STATED GOAL – Transcribe every line exactly. Leave the pictures behind.

MATERIAL –
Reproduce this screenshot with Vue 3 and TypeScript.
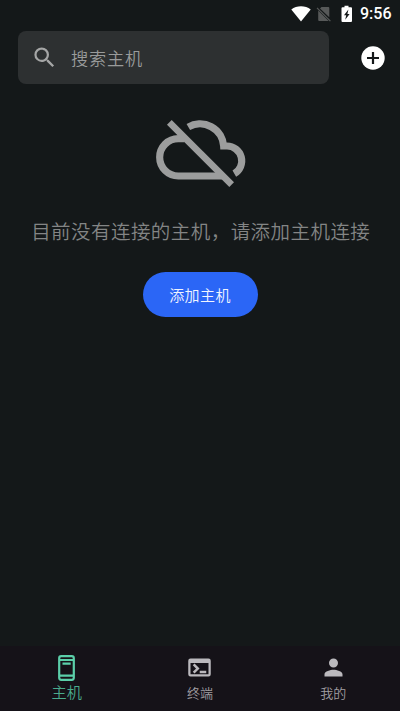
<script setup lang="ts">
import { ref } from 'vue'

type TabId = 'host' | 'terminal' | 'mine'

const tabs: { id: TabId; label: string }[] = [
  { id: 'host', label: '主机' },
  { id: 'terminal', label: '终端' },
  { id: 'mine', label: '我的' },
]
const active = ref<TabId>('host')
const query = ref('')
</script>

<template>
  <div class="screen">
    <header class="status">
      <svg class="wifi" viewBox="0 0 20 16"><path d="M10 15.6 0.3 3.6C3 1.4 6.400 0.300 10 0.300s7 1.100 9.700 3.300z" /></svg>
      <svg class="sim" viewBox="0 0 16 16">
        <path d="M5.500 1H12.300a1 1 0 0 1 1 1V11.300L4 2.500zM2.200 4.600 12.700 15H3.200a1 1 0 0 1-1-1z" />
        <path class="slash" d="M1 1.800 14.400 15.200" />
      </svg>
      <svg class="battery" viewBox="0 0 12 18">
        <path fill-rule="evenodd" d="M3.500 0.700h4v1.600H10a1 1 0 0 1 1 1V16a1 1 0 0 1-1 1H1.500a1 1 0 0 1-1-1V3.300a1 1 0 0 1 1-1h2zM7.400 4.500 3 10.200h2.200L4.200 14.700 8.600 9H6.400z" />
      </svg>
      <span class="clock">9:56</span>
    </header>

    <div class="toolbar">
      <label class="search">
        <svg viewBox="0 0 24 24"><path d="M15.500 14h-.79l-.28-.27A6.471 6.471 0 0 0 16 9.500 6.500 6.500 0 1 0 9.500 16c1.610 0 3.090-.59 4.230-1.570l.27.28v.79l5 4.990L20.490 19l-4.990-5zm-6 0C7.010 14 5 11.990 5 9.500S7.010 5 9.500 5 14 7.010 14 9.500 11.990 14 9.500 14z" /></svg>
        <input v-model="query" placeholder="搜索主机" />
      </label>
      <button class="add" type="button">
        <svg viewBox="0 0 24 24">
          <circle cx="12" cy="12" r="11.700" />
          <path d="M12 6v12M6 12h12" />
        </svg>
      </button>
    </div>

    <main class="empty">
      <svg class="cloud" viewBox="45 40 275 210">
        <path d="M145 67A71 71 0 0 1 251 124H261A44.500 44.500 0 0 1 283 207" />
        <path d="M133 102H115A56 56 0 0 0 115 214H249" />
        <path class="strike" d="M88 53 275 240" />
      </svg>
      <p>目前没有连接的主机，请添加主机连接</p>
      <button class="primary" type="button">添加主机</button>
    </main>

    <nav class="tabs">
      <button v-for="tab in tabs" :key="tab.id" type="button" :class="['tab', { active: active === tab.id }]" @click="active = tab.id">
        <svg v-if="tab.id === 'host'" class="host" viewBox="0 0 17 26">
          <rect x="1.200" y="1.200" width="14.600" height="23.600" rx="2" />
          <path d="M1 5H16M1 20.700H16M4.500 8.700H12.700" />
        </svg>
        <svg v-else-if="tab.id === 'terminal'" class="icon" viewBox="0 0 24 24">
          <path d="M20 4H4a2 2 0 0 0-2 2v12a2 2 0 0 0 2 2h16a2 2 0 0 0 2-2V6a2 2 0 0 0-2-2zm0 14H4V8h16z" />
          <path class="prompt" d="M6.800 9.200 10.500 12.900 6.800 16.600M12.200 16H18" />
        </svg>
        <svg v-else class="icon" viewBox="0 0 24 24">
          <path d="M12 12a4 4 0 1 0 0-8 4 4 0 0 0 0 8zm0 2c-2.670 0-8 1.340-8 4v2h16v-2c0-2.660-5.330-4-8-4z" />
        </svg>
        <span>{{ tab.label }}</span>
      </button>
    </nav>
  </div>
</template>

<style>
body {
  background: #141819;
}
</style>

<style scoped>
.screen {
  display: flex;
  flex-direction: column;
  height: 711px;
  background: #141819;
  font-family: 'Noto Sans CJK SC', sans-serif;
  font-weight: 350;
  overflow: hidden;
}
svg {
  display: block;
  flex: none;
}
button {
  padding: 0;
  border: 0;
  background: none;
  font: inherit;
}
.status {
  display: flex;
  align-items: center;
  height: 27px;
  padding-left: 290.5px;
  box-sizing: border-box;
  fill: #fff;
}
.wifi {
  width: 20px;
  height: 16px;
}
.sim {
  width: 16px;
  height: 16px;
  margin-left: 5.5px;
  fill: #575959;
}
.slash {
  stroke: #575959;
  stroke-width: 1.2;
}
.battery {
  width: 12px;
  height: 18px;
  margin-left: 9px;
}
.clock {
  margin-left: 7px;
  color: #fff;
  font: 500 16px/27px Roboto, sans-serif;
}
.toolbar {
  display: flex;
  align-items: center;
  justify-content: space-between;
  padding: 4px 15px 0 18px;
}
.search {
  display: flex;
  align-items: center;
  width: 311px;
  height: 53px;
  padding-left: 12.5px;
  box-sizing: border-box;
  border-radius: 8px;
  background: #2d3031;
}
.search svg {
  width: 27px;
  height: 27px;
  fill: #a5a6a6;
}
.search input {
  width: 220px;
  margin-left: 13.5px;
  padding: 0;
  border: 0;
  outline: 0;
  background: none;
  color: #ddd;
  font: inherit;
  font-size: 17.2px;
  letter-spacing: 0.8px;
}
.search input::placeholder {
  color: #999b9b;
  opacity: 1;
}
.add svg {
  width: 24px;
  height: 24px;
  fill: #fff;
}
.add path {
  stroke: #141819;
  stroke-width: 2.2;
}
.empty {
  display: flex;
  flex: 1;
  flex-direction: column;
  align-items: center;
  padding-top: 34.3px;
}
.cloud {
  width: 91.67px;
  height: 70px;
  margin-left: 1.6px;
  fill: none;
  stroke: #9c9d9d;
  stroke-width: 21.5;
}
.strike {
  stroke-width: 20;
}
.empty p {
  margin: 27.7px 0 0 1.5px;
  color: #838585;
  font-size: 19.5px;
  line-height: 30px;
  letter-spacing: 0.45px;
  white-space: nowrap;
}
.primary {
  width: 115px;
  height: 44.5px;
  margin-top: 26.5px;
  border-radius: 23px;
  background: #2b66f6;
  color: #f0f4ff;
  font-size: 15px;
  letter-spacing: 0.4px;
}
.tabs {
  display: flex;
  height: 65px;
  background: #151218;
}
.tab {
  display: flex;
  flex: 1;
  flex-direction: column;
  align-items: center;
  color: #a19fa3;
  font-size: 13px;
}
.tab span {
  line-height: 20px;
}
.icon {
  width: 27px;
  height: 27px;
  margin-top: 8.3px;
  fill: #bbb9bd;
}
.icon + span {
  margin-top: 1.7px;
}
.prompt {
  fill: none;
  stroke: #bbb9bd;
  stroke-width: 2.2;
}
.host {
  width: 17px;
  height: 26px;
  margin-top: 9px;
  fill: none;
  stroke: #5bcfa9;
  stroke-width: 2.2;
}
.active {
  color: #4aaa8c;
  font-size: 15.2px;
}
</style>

EXERCISE ANSWER –
Reproduce this screenshot with Vue 3 and TypeScript.
<script setup lang="ts">
import { ref } from 'vue'

type TabId = 'host' | 'terminal' | 'mine'

const tabs: { id: TabId; label: string }[] = [
  { id: 'host', label: '主机' },
  { id: 'terminal', label: '终端' },
  { id: 'mine', label: '我的' },
]
const active = ref<TabId>('host')
const query = ref('')
</script>

<template>
  <div class="screen">
    <header class="status">
      <svg class="wifi" viewBox="0 0 20 16"><path d="M10 15.6 0.3 3.6C3 1.4 6.400 0.300 10 0.300s7 1.100 9.700 3.300z" /></svg>
      <svg class="sim" viewBox="0 0 16 16">
        <path d="M5.500 1H12.300a1 1 0 0 1 1 1V11.300L4 2.500zM2.200 4.600 12.700 15H3.200a1 1 0 0 1-1-1z" />
        <path class="slash" d="M1 1.800 14.400 15.200" />
      </svg>
      <svg class="battery" viewBox="0 0 12 18">
        <path fill-rule="evenodd" d="M3.500 0.700h4v1.600H10a1 1 0 0 1 1 1V16a1 1 0 0 1-1 1H1.500a1 1 0 0 1-1-1V3.300a1 1 0 0 1 1-1h2zM7.400 4.500 3 10.200h2.200L4.200 14.700 8.600 9H6.400z" />
      </svg>
      <span class="clock">9:56</span>
    </header>

    <div class="toolbar">
      <label class="search">
        <svg viewBox="0 0 24 24"><path d="M15.500 14h-.79l-.28-.27A6.471 6.471 0 0 0 16 9.500 6.500 6.500 0 1 0 9.500 16c1.610 0 3.090-.59 4.230-1.570l.27.28v.79l5 4.990L20.490 19l-4.990-5zm-6 0C7.010 14 5 11.990 5 9.500S7.010 5 9.500 5 14 7.010 14 9.500 11.990 14 9.500 14z" /></svg>
        <input v-model="query" placeholder="搜索主机" />
      </label>
      <button class="add" type="button">
        <svg viewBox="0 0 24 24">
          <circle cx="12" cy="12" r="11.700" />
          <path d="M12 6v12M6 12h12" />
        </svg>
      </button>
    </div>

    <main class="empty">
      <svg class="cloud" viewBox="45 40 275 210">
        <path d="M145 67A71 71 0 0 1 251 124H261A44.500 44.500 0 0 1 283 207" />
        <path d="M133 102H115A56 56 0 0 0 115 214H249" />
        <path class="strike" d="M88 53 275 240" />
      </svg>
      <p>目前没有连接的主机，请添加主机连接</p>
      <button class="primary" type="button">添加主机</button>
    </main>

    <nav class="tabs">
      <button v-for="tab in tabs" :key="tab.id" type="button" :class="['tab', { active: active === tab.id }]" @click="active = tab.id">
        <svg v-if="tab.id === 'host'" class="host" viewBox="0 0 17 26">
          <rect x="1.200" y="1.200" width="14.600" height="23.600" rx="2" />
          <path d="M1 5H16M1 20.700H16M4.500 8.700H12.700" />
        </svg>
        <svg v-else-if="tab.id === 'terminal'" class="icon" viewBox="0 0 24 24">
          <path d="M20 4H4a2 2 0 0 0-2 2v12a2 2 0 0 0 2 2h16a2 2 0 0 0 2-2V6a2 2 0 0 0-2-2zm0 14H4V8h16z" />
          <path class="prompt" d="M6.800 9.200 10.500 12.900 6.800 16.600M12.200 16H18" />
        </svg>
        <svg v-else class="icon" viewBox="0 0 24 24">
          <path d="M12 12a4 4 0 1 0 0-8 4 4 0 0 0 0 8zm0 2c-2.670 0-8 1.340-8 4v2h16v-2c0-2.660-5.330-4-8-4z" />
        </svg>
        <span>{{ tab.label }}</span>
      </button>
    </nav>
  </div>
</template>

<style>
body {
  background: #141819;
}
</style>

<style scoped>
.screen {
  display: flex;
  flex-direction: column;
  height: 711px;
  background: #141819;
  font-family: 'Noto Sans CJK SC', sans-serif;
  font-weight: 350;
  overflow: hidden;
}
svg {
  display: block;
  flex: none;
}
button {
  padding: 0;
  border: 0;
  background: none;
  font: inherit;
}
.status {
  display: flex;
  align-items: center;
  height: 27px;
  padding-left: 290.5px;
  box-sizing: border-box;
  fill: #fff;
}
.wifi {
  width: 20px;
  height: 16px;
}
.sim {
  width: 16px;
  height: 16px;
  margin-left: 5.5px;
  fill: #575959;
}
.slash {
  stroke: #575959;
  stroke-width: 1.2;
}
.battery {
  width: 12px;
  height: 18px;
  margin-left: 9px;
}
.clock {
  margin-left: 7px;
  color: #fff;
  font: 500 16px/27px Roboto, sans-serif;
}
.toolbar {
  display: flex;
  align-items: center;
  justify-content: space-between;
  padding: 4px 15px 0 18px;
}
.search {
  display: flex;
  align-items: center;
  width: 311px;
  height: 53px;
  padding-left: 12.5px;
  box-sizing: border-box;
  border-radius: 8px;
  background: #2d3031;
}
.search svg {
  width: 27px;
  height: 27px;
  fill: #a5a6a6;
}
.search input {
  width: 220px;
  margin-left: 13.5px;
  padding: 0;
  border: 0;
  outline: 0;
  background: none;
  color: #ddd;
  font: inherit;
  font-size: 17.2px;
  letter-spacing: 0.8px;
}
.search input::placeholder {
  color: #999b9b;
  opacity: 1;
}
.add svg {
  width: 24px;
  height: 24px;
  fill: #fff;
}
.add path {
  stroke: #141819;
  stroke-width: 2.2;
}
.empty {
  display: flex;
  flex: 1;
  flex-direction: column;
  align-items: center;
  padding-top: 34.3px;
}
.cloud {
  width: 91.67px;
  height: 70px;
  margin-left: 1.6px;
  fill: none;
  stroke: #9c9d9d;
  stroke-width: 21.5;
}
.strike {
  stroke-width: 20;
}
.empty p {
  margin: 27.7px 0 0 1.5px;
  color: #838585;
  font-size: 19.5px;
  line-height: 30px;
  letter-spacing: 0.45px;
  white-space: nowrap;
}
.primary {
  width: 115px;
  height: 44.5px;
  margin-top: 26.5px;
  border-radius: 23px;
  background: #2b66f6;
  color: #f0f4ff;
  font-size: 15px;
  letter-spacing: 0.4px;
}
.tabs {
  display: flex;
  height: 65px;
  background: #151218;
}
.tab {
  display: flex;
  flex: 1;
  flex-direction: column;
  align-items: center;
  color: #a19fa3;
  font-size: 13px;
}
.tab span {
  line-height: 20px;
}
.icon {
  width: 27px;
  height: 27px;
  margin-top: 8.3px;
  fill: #bbb9bd;
}
.icon + span {
  margin-top: 1.7px;
}
.prompt {
  fill: none;
  stroke: #bbb9bd;
  stroke-width: 2.2;
}
.host {
  width: 17px;
  height: 26px;
  margin-top: 9px;
  fill: none;
  stroke: #5bcfa9;
  stroke-width: 2.2;
}
.active {
  color: #4aaa8c;
  font-size: 15.2px;
}
</style>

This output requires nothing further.